## Task requirements
Tell how many lines contain the word "styles". Reply with the number only.
-- BEGIN Available records --
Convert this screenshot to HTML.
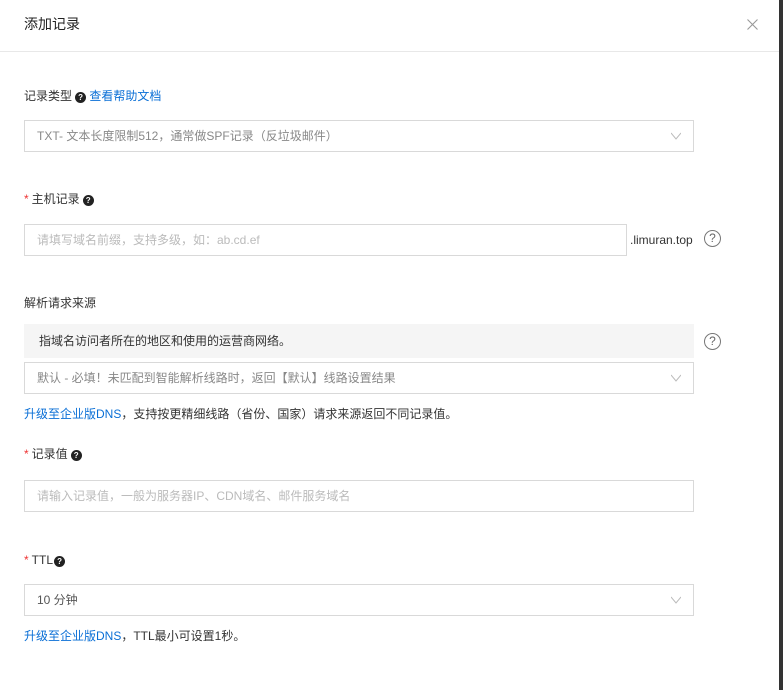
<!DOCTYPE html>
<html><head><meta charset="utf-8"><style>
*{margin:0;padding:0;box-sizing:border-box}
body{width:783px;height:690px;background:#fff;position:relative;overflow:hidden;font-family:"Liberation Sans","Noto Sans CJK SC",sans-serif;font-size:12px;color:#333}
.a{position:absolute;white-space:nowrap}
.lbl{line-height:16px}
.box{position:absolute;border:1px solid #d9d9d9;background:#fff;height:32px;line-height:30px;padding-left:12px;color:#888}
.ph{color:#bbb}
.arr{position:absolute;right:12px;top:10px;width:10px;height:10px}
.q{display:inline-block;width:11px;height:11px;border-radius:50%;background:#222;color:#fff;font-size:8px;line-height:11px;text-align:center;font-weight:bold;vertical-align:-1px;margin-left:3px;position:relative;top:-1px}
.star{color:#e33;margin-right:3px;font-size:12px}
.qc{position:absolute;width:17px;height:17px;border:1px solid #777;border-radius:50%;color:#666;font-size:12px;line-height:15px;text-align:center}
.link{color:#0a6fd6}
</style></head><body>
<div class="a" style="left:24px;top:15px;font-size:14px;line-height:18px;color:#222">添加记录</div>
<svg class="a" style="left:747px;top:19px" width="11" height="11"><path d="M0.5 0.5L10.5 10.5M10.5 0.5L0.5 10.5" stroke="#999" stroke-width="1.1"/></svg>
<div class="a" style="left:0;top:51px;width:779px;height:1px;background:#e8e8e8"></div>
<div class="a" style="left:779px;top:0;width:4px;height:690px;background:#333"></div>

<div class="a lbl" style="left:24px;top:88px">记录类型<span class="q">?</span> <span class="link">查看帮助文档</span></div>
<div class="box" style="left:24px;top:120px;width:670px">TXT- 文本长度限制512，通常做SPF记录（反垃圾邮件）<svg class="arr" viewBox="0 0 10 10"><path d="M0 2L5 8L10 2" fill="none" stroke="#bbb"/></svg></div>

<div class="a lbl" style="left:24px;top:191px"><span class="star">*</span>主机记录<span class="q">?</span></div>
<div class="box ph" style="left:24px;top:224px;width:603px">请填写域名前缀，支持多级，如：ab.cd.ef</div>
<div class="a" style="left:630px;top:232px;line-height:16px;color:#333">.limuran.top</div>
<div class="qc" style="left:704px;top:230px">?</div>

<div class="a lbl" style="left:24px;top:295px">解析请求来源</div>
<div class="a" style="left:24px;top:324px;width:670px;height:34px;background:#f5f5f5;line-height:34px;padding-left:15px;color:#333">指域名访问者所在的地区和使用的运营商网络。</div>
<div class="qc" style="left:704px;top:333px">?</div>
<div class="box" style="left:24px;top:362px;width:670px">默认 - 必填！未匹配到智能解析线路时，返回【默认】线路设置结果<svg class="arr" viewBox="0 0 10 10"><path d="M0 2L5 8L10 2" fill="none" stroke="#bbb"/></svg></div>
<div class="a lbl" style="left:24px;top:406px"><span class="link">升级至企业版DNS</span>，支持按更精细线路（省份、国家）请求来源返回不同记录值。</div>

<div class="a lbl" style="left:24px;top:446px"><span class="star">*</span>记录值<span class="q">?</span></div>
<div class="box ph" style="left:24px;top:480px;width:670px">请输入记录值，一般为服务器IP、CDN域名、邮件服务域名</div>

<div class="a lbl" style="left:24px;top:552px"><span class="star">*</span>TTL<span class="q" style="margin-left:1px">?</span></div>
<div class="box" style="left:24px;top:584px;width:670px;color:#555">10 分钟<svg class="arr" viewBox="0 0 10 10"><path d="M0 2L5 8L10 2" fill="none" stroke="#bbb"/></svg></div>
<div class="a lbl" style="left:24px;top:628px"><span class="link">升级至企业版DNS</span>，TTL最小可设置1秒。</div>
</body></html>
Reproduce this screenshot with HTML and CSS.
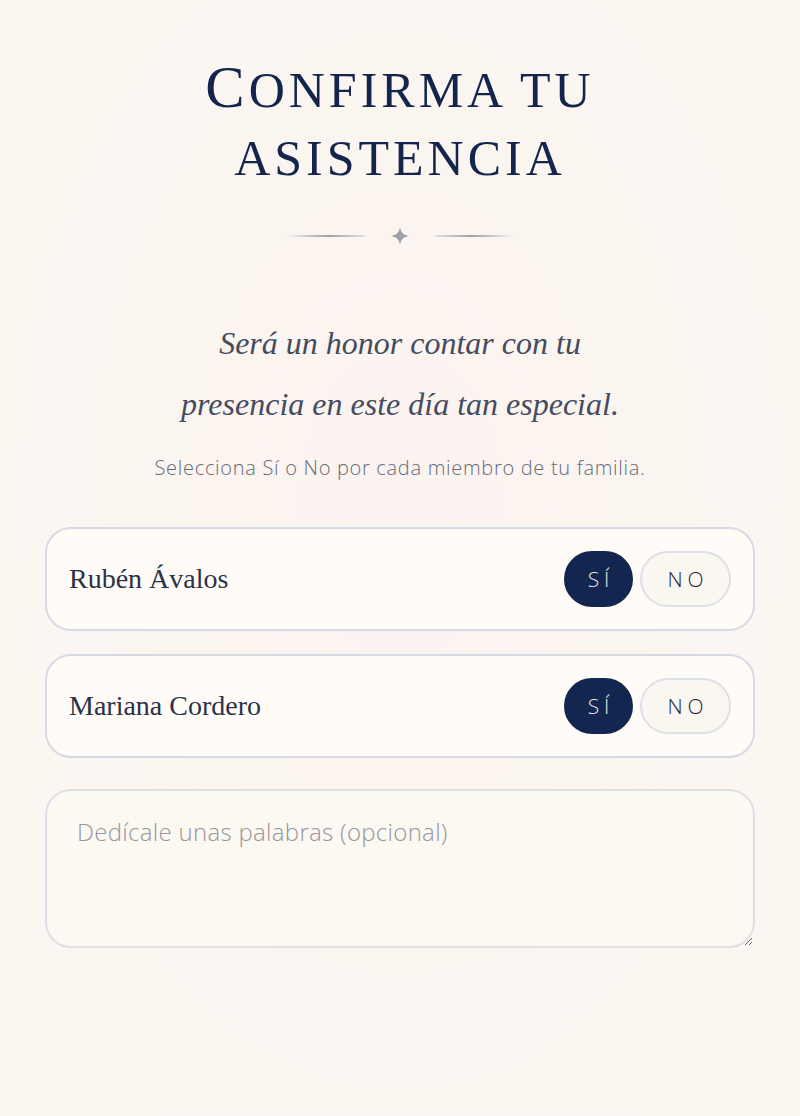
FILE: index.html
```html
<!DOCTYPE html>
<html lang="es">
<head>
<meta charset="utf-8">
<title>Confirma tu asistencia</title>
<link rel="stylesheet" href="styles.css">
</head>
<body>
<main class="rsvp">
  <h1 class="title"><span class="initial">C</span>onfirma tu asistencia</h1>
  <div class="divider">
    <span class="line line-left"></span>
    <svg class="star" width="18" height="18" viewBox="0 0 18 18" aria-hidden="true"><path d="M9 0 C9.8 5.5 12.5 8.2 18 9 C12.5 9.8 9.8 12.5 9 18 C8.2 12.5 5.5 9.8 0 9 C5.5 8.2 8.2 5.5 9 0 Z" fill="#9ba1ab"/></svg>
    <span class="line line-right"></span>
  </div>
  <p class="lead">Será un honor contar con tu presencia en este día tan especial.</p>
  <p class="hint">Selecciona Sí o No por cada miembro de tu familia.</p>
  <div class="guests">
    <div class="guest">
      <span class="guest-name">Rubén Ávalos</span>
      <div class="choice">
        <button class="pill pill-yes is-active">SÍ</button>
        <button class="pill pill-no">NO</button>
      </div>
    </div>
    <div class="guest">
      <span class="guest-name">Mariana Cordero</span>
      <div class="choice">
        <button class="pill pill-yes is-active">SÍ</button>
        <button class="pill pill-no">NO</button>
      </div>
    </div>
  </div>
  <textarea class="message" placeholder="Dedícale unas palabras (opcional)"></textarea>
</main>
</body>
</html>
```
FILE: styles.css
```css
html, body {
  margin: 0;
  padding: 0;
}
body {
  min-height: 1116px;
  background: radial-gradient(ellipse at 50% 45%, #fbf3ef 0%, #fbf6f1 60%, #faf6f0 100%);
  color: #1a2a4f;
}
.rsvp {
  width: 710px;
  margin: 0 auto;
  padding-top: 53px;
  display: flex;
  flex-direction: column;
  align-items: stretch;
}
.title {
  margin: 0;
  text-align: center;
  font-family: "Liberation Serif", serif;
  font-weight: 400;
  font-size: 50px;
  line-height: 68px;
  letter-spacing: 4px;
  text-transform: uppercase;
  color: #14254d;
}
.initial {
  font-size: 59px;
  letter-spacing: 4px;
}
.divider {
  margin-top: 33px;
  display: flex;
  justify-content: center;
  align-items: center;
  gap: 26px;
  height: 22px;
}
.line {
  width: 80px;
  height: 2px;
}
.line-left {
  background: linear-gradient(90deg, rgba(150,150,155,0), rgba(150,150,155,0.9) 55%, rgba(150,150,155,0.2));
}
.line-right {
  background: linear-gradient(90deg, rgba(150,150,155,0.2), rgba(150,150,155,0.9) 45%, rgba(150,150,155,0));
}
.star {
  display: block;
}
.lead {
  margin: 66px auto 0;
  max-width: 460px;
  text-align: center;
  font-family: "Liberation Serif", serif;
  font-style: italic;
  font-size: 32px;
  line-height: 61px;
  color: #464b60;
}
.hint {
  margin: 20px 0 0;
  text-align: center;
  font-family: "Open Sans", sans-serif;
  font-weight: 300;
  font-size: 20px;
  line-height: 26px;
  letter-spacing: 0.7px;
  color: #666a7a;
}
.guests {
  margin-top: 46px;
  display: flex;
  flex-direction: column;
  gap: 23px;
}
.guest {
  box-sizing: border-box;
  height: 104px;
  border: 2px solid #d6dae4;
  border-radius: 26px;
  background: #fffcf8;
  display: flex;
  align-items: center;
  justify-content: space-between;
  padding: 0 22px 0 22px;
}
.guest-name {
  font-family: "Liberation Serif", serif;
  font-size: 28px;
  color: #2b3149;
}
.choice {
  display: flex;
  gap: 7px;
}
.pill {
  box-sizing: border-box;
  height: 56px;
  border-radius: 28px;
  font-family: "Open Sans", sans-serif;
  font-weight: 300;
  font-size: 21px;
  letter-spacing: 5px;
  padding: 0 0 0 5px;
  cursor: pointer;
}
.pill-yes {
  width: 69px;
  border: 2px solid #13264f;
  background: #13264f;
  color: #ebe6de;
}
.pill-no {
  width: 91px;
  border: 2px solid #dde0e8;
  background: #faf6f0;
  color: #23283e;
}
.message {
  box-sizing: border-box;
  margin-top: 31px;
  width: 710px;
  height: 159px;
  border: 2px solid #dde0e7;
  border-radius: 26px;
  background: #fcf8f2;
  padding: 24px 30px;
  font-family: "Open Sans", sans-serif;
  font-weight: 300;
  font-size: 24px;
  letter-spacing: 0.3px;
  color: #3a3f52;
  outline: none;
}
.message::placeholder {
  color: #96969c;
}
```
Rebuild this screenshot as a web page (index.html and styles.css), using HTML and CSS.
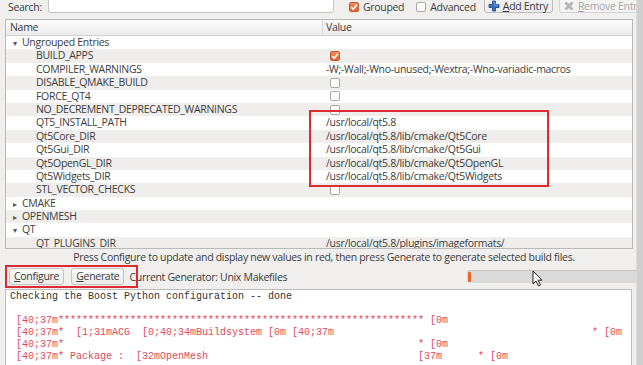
-- END Available records --
## Answer below
3